Relight è l'unica azienda italiana a riciclare apparecchiature elettriche ed elettroniche in maniera virtuosa. Ed è completamente rosa.

A Rho, a poca distanza dall’area dell’Expo 2015, c’è una miniera. Montagne di vecchi televisori, tubi catodici, elettrodomestici rottamati, computer abbandonati: un cimitero della modernità. La materia da estrarre è lì dentro e ha nomi da romanzo fantasy: ittrio, europio, gadolinio, terbio. Polveri sottilissime e preziose, che in natura si trovano unite ai minerali. Estrarle è difficile e dispendioso. Le hanno chiamate “terre rare”. La Cina ne detiene quasi il monopolio. E se non vogliamo soccombere, dobbiamo darci da fare per recuperarle dagli oggetti elettronici d’uso quotidiano che senza pensarci buttiamo via quando non ci servono più. Meglio andarsi a riprendere quelle polveri tra i rifiuti, quindi. Ma ci vogliono gli impianti giusti, la tecnologia e infine la cultura. Perché riciclare è un gesto collettivo e un’attitudine umana da coltivare, prima che un processo tecnico avanzato. «Credo molto nella condivisione di idee e conquiste raggiunte», spiega Bibiana Ferrari, la“tecnovisionaria” (il titolo glielo hanno conferito davvero) che quindici anni fa, rimasta senza lavoro, fondò la Relight, oggi azienda all’avanguardia nel riciclo di materiali elettronici. «Perciò, abbiamo pensato di offrire a chi viene a Milano per l’Expo una visita guidata alla nostra azienda: far conoscere quello che facciamo è il nostro contributo per nutrire il pianeta».

A Rho, l’imprenditrice ha cominciato con il recupero delle lampade al neon. E pochi mesi fa ha inaugurato l’ultima creatura, un impianto HydroWee realizzato su scala semi industriale, grazie ai fondi europei Horizon 2020. È lì che gli oggetti abbandonati nelle isole ecologiche, triturati e passati al setaccio, ridiventano polvere e materia prima da reinserire nel ciclo produttivo. A ritmo di 165 tonnellate l’anno. Custodi di questo regno hight- tech, dove il 90% di ciò che si rottama prende nuova vita, sono le donne di cui Bibiana si è circondata. Su 40 dipendenti, alla voce “uomini” si contano solo i 12 operai dell’impianto di riciclaggio (tutti stranieri), un manutentore e Daniele, 32 anni, che fa da ponte con la plancia di comando, dove ci sono solo donne e molte giovanissime, comunque “under 52”, età della fondatrice: «Sono io la senior da quando Francesca se ne è andata in pensione.
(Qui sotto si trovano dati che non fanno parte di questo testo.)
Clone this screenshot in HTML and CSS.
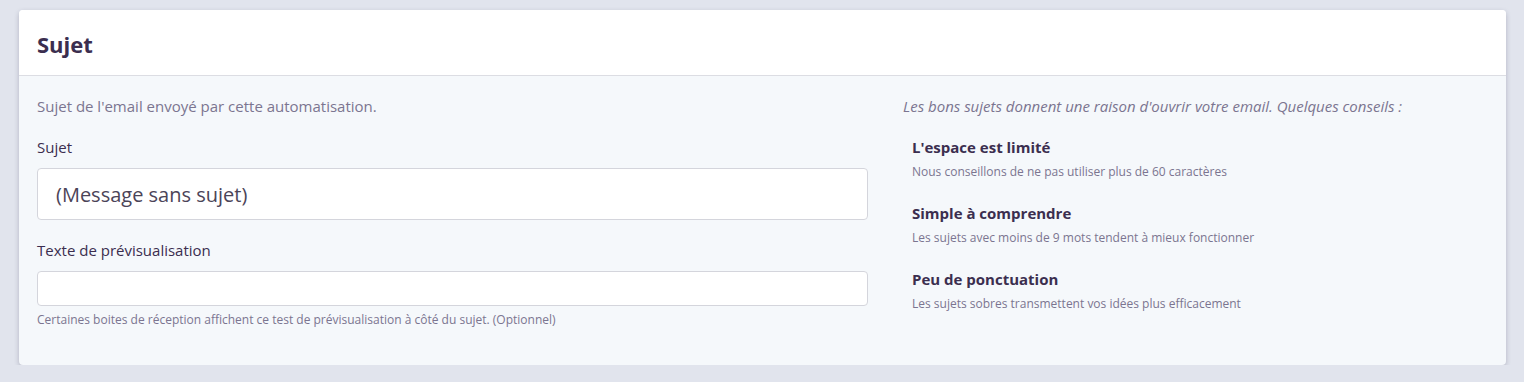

Un distacco sofferto a cui siamo arrivate dopo riduzioni d’orario e part-time somministrati in dosi omeopatiche». Altro che Jobs Act: «Per un’azienda è importantissima la continuità. Formare una persona è un grande sforzo, ma alla fine hai un valore perché hai investito nel capitale umano e te lo tieni stretto». Il fatto che alla Relight questo capitale si declini quasi per intero al femminile ha rappresentato uno stimolo in più a essere alternative, con la “e” finale.

Qui tutto è declinato, anche il concetto di permesso o di orario ridotto: «Se hai bisogno di tempo per stare con i tuoi figli, te lo prendi e ti gestisci in autonomia, lavori da casa se vuoi, tanto siamo sempre tutti collegati. È il nostro socialismo reale», si schermisce la fondatrice. Un mix di flessibilità e responsabilità che fa molto azienda “rosa”: «Non vorrei sembrare una che discrimina però, ho solo messo su una squadra che lavora in armonia e il caso ha voluto che fossimo tutte di un certo genere». Anche se, accanto a questa, c’è un’altra forma di flessibilità che permette alla Relight di sopravvivere: la cooperativa di addetti di cui l’azienda si serve per gestire ritmi di produzione assai variabili da un periodo all’altro dell’anno. «Con il picco a gennaio, dopo le feste di Natale, quando le persone si disfano dei vecchi elettrodomestici». La crisi, ovviamente, si è fatta sentire anche da queste parti: «L’abbiamo affrontata rinegoziando il contratto d’affitto, chiedendo ai nostri autisti di rifornirsi solo nelle stazioni dove la benzina costa di meno, abbiamo introdotto un sistema per spegnere la luce quando non ci serve», spiega Bibiana. Una spending review senza toccare i posti di lavoro e continuando a investire in ricerca. È il modello Rho. Porte aperte per chi vuole conoscerlo.